### Task instructions:
Repeat the material verbatim and drop the pictures.

### Provided material:

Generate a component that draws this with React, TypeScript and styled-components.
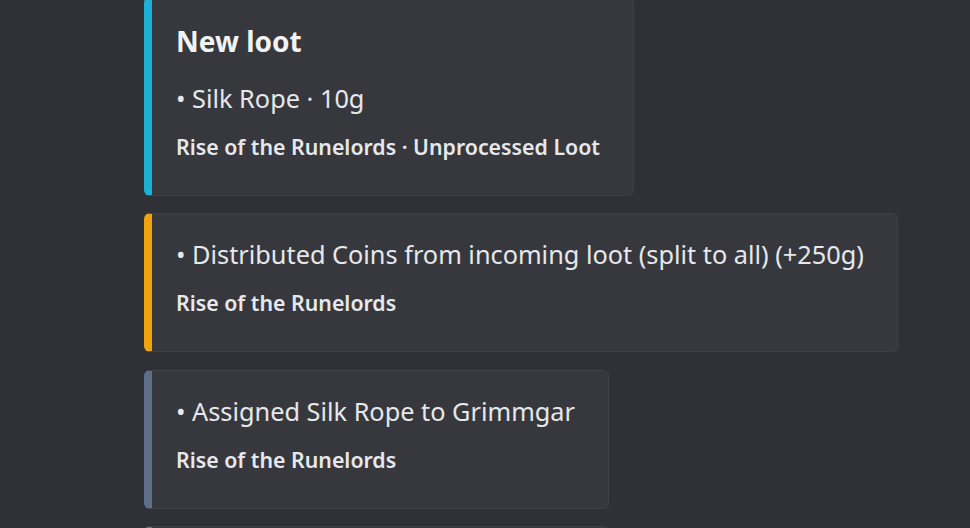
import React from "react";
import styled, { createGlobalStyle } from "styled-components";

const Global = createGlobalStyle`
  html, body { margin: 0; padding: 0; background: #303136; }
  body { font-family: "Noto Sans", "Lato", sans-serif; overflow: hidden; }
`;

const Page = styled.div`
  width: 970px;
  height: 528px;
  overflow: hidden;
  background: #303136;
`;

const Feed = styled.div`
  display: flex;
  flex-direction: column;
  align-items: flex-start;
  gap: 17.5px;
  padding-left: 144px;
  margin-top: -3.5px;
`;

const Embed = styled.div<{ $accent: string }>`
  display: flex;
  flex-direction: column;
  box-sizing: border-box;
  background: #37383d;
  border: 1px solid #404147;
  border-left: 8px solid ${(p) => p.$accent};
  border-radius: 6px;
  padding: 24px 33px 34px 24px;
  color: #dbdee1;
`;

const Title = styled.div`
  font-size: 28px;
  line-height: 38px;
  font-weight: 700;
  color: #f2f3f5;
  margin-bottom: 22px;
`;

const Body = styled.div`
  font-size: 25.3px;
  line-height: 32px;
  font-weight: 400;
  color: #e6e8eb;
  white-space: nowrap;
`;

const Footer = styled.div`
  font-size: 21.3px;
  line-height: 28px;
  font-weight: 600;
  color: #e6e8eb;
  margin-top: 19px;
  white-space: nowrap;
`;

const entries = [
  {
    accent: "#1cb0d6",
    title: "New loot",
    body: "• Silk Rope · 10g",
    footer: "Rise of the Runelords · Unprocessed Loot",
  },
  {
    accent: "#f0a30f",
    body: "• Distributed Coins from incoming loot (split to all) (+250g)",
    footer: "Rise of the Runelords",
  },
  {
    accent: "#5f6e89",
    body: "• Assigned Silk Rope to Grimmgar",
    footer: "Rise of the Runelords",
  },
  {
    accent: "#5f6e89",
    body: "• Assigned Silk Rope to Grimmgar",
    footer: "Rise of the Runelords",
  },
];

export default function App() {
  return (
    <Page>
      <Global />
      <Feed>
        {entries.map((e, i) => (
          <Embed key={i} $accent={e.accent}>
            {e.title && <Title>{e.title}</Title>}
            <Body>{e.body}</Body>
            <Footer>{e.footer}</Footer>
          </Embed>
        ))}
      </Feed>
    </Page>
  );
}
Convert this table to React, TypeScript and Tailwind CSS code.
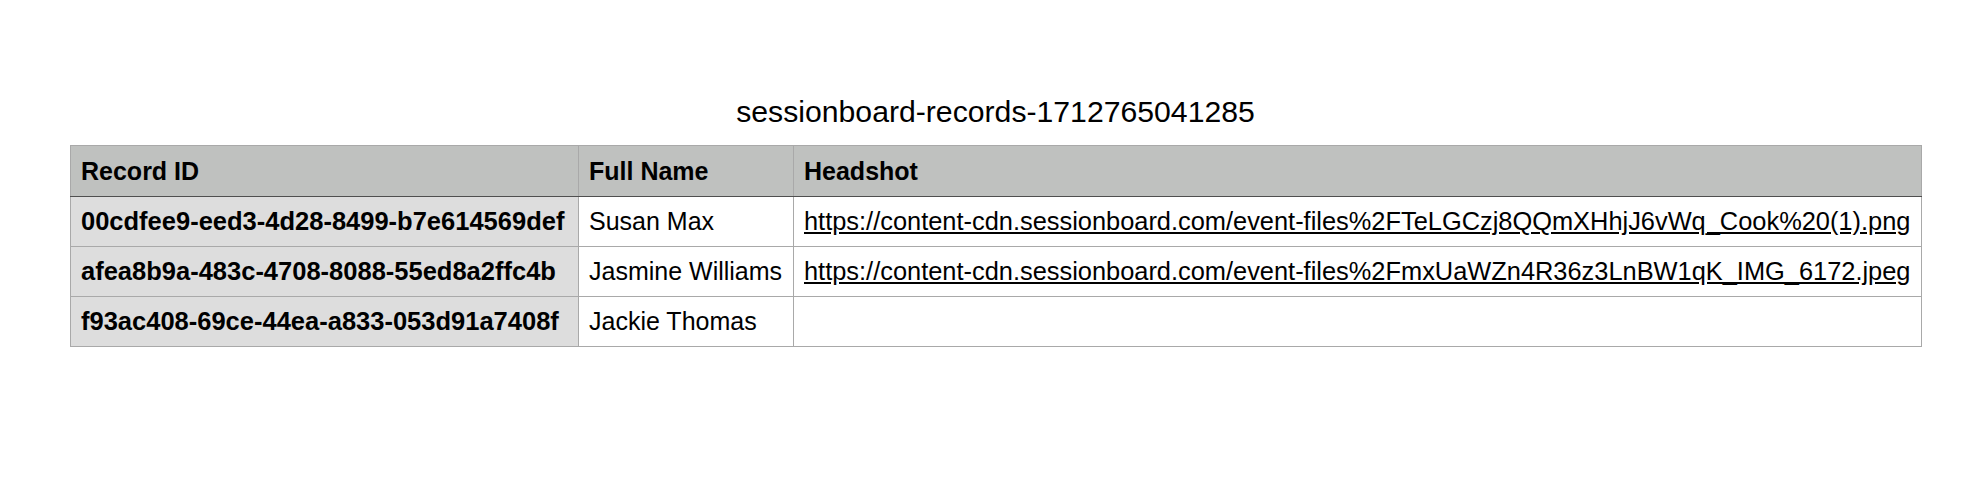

### Reply to the exercise:
Generate a component that draws this with React, TypeScript and styled-components.
import React from "react";
import styled, { createGlobalStyle } from "styled-components";

const Global = createGlobalStyle`
  html, body { margin: 0; padding: 0; background: #303136; }
  body { font-family: "Noto Sans", "Lato", sans-serif; overflow: hidden; }
`;

const Page = styled.div`
  width: 970px;
  height: 528px;
  overflow: hidden;
  background: #303136;
`;

const Feed = styled.div`
  display: flex;
  flex-direction: column;
  align-items: flex-start;
  gap: 17.5px;
  padding-left: 144px;
  margin-top: -3.5px;
`;

const Embed = styled.div<{ $accent: string }>`
  display: flex;
  flex-direction: column;
  box-sizing: border-box;
  background: #37383d;
  border: 1px solid #404147;
  border-left: 8px solid ${(p) => p.$accent};
  border-radius: 6px;
  padding: 24px 33px 34px 24px;
  color: #dbdee1;
`;

const Title = styled.div`
  font-size: 28px;
  line-height: 38px;
  font-weight: 700;
  color: #f2f3f5;
  margin-bottom: 22px;
`;

const Body = styled.div`
  font-size: 25.3px;
  line-height: 32px;
  font-weight: 400;
  color: #e6e8eb;
  white-space: nowrap;
`;

const Footer = styled.div`
  font-size: 21.3px;
  line-height: 28px;
  font-weight: 600;
  color: #e6e8eb;
  margin-top: 19px;
  white-space: nowrap;
`;

const entries = [
  {
    accent: "#1cb0d6",
    title: "New loot",
    body: "• Silk Rope · 10g",
    footer: "Rise of the Runelords · Unprocessed Loot",
  },
  {
    accent: "#f0a30f",
    body: "• Distributed Coins from incoming loot (split to all) (+250g)",
    footer: "Rise of the Runelords",
  },
  {
    accent: "#5f6e89",
    body: "• Assigned Silk Rope to Grimmgar",
    footer: "Rise of the Runelords",
  },
  {
    accent: "#5f6e89",
    body: "• Assigned Silk Rope to Grimmgar",
    footer: "Rise of the Runelords",
  },
];

export default function App() {
  return (
    <Page>
      <Global />
      <Feed>
        {entries.map((e, i) => (
          <Embed key={i} $accent={e.accent}>
            {e.title && <Title>{e.title}</Title>}
            <Body>{e.body}</Body>
            <Footer>{e.footer}</Footer>
          </Embed>
        ))}
      </Feed>
    </Page>
  );
}
Convert this table to React, TypeScript and Tailwind CSS code.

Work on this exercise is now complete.